# [STATED EXERCISE]
Among the lines below, count those with "that". Give only the number.
----
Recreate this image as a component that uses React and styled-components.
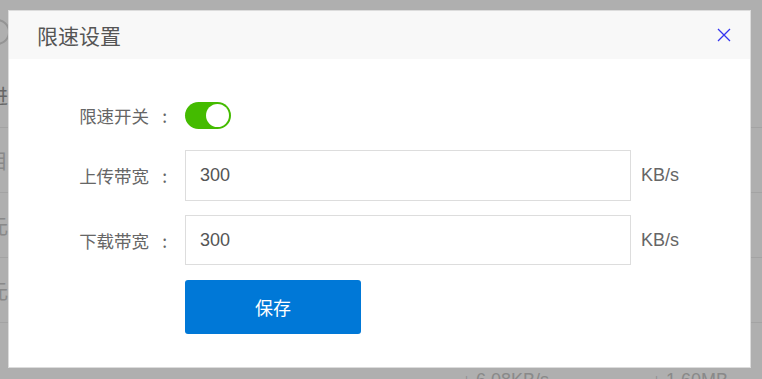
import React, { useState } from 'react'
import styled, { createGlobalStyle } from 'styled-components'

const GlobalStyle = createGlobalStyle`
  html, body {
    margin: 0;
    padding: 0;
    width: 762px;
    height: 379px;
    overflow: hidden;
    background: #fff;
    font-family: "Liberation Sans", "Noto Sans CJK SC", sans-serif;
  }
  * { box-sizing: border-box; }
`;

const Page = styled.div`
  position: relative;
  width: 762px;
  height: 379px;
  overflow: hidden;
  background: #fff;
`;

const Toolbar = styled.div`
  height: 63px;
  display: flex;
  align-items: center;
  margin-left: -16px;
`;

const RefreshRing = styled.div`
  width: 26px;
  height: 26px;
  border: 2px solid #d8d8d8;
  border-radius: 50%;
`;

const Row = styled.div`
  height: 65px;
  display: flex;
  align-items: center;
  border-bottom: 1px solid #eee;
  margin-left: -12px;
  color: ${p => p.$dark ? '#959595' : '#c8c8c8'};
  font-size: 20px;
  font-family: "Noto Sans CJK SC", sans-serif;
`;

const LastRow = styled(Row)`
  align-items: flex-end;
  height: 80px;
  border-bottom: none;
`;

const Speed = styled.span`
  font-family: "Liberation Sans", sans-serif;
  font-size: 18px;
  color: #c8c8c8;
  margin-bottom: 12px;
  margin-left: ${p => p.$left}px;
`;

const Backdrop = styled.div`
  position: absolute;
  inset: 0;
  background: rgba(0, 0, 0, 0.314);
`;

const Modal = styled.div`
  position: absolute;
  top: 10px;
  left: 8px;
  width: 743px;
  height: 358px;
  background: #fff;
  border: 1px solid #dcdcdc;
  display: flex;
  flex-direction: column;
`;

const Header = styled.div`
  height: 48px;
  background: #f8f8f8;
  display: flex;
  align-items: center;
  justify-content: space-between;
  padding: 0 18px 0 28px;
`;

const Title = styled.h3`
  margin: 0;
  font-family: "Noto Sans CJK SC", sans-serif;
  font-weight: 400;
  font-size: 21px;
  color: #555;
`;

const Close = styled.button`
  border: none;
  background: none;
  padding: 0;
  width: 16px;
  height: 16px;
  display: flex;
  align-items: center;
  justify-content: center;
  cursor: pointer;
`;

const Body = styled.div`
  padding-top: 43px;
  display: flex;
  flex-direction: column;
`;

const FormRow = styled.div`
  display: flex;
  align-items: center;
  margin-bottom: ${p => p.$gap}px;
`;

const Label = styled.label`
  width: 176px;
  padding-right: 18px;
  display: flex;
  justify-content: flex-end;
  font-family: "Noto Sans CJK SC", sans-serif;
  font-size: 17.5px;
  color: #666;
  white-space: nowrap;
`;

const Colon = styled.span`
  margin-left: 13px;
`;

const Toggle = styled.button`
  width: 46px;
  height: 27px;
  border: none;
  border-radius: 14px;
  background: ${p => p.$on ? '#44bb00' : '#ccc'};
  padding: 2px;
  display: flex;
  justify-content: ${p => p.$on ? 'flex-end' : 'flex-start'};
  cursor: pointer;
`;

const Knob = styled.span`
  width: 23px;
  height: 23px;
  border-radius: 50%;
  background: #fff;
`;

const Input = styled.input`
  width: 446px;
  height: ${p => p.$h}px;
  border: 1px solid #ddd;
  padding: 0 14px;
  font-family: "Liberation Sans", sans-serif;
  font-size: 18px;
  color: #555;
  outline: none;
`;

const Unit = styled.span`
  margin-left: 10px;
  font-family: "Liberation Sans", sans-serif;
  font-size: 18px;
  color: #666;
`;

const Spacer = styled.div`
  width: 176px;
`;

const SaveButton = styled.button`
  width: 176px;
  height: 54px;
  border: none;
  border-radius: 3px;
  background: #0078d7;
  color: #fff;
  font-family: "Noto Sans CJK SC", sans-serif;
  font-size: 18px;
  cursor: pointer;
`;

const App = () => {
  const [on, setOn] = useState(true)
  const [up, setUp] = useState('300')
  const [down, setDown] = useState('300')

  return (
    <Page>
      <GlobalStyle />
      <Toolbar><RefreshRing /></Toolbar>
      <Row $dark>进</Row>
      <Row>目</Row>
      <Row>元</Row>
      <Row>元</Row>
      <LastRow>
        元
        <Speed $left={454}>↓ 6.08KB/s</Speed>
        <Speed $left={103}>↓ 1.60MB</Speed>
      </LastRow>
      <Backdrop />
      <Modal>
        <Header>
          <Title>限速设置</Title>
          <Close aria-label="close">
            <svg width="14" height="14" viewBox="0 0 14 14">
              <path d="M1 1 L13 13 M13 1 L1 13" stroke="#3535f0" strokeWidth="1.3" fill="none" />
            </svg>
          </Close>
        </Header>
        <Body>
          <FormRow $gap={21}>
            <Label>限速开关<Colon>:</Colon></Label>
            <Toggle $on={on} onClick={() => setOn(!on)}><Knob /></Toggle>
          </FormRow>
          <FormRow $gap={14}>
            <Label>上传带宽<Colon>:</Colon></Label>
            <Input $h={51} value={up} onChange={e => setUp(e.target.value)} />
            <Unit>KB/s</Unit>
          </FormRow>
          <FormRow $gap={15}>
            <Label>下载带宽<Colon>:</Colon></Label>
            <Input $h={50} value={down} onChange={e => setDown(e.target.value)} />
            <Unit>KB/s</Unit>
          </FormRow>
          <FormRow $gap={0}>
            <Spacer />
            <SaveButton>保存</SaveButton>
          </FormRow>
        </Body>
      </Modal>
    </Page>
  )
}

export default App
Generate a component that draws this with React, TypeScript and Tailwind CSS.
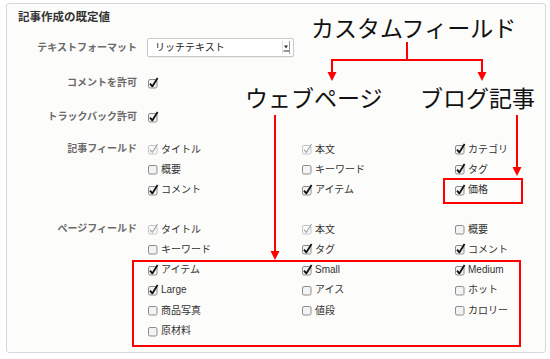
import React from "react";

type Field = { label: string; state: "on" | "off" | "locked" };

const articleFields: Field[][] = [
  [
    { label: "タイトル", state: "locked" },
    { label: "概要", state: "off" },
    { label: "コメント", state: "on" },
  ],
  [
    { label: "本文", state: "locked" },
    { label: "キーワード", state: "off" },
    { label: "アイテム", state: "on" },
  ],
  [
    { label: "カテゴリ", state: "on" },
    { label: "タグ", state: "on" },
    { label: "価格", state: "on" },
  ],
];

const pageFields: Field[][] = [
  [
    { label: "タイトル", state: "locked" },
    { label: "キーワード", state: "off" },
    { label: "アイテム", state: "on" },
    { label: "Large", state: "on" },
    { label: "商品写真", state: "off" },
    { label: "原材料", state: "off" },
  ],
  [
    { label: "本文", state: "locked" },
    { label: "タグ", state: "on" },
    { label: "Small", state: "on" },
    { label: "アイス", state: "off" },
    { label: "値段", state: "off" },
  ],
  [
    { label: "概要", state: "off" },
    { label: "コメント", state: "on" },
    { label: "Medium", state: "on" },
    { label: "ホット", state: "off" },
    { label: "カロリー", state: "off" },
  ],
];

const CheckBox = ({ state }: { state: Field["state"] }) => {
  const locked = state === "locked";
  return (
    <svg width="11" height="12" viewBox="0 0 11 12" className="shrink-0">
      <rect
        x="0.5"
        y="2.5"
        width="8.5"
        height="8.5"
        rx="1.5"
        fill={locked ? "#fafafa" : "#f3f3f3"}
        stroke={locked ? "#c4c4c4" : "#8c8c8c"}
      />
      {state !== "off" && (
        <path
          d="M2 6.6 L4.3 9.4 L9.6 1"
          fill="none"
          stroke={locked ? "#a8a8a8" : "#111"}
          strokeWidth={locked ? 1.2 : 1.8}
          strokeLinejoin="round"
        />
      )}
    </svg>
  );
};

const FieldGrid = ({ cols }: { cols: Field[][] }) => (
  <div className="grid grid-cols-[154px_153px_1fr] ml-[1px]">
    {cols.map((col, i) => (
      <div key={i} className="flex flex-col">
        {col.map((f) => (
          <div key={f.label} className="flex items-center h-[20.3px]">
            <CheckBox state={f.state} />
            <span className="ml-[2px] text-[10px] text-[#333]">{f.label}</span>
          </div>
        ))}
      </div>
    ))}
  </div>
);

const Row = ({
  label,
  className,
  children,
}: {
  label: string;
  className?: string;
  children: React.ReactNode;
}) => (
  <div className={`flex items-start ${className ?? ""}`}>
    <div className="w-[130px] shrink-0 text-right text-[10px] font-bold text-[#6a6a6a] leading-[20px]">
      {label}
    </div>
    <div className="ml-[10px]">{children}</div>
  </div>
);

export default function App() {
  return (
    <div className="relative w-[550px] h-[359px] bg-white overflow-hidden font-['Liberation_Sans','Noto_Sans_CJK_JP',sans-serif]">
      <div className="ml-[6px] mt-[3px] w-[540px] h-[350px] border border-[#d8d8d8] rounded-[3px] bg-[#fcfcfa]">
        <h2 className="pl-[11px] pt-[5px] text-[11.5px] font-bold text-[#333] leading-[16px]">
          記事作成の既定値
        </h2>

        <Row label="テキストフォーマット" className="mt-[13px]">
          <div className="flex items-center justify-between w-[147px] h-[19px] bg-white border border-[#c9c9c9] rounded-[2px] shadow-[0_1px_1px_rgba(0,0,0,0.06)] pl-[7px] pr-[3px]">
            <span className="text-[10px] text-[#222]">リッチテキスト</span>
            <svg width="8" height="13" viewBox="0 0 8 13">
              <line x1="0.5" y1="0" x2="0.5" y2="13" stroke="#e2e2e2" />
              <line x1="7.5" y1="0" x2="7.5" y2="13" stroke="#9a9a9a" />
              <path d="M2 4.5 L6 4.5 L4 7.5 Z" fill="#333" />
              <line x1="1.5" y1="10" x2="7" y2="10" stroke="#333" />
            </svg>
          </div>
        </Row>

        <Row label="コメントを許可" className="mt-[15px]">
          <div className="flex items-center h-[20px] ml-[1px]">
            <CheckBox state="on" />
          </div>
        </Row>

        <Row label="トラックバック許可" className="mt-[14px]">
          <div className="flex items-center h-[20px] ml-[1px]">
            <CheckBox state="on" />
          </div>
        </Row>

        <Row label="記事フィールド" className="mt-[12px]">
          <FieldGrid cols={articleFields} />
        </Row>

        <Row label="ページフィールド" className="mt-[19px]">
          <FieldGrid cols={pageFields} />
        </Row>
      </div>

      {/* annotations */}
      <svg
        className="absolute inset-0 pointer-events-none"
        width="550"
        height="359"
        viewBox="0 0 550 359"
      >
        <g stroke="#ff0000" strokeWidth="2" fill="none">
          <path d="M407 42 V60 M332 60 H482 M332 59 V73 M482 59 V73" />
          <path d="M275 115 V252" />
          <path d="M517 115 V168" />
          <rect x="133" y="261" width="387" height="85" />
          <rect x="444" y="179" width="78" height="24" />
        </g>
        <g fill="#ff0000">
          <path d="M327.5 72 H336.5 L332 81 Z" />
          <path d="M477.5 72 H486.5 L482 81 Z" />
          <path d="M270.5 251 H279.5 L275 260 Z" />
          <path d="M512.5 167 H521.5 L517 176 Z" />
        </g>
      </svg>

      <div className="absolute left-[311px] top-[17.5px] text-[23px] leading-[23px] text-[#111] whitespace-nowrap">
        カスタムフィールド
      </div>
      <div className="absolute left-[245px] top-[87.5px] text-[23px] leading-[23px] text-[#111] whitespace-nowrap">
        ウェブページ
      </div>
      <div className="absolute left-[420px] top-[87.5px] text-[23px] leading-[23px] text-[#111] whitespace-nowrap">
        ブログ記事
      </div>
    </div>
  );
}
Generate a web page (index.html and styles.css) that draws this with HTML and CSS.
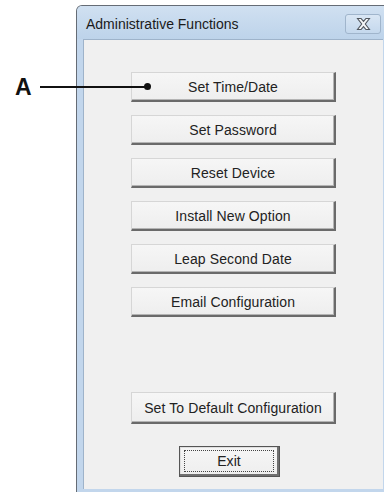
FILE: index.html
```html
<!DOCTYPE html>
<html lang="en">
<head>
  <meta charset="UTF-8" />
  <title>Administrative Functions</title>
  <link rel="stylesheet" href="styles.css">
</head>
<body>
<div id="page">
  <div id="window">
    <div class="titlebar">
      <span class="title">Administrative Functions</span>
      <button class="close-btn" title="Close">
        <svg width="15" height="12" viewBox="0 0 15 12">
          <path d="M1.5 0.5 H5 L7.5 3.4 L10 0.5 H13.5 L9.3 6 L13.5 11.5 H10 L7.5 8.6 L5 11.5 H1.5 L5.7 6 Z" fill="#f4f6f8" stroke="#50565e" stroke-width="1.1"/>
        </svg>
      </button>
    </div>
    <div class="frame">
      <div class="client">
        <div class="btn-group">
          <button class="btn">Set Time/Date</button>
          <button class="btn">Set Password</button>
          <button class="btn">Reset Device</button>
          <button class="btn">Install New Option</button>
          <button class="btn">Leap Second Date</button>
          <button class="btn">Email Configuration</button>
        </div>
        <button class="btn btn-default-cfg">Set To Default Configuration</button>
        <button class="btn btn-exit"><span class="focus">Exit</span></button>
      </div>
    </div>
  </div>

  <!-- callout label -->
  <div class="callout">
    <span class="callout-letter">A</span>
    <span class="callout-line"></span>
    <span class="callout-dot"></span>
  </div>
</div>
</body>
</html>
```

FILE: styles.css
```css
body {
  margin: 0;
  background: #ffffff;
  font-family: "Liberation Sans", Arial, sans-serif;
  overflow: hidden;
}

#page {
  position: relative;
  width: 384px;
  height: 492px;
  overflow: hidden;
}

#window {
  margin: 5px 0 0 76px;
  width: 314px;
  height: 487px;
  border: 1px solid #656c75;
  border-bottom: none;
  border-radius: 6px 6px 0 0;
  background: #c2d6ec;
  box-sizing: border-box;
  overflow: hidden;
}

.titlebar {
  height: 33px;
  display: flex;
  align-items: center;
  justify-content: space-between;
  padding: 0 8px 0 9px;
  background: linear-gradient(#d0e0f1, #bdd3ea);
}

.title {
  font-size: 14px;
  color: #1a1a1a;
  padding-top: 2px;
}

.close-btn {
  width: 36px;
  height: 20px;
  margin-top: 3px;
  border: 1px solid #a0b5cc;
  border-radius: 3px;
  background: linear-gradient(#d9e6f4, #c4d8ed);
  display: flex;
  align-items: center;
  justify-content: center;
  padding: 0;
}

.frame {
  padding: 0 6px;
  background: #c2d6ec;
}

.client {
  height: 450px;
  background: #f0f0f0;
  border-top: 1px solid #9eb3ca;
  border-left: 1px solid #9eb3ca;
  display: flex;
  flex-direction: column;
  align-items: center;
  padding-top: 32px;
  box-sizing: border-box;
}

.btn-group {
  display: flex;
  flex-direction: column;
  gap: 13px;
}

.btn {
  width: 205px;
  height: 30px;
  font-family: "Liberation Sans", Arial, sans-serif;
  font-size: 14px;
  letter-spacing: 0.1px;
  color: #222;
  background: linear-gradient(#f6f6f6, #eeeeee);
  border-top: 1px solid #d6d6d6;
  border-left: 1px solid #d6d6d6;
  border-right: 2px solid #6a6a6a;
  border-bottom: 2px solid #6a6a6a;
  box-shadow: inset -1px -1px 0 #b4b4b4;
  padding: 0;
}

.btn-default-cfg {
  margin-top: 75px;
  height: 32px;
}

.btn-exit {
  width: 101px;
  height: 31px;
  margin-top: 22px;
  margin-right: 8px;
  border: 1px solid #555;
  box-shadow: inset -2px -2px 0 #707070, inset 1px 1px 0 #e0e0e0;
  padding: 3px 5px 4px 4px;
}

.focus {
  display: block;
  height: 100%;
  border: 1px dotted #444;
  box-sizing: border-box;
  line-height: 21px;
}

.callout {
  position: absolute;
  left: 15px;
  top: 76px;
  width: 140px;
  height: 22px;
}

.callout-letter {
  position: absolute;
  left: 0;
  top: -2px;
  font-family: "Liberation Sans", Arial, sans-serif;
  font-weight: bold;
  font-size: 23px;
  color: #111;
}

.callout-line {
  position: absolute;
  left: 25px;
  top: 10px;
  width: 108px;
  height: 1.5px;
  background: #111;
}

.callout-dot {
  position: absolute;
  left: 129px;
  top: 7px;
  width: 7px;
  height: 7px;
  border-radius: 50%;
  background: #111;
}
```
----
# [RESULT]
3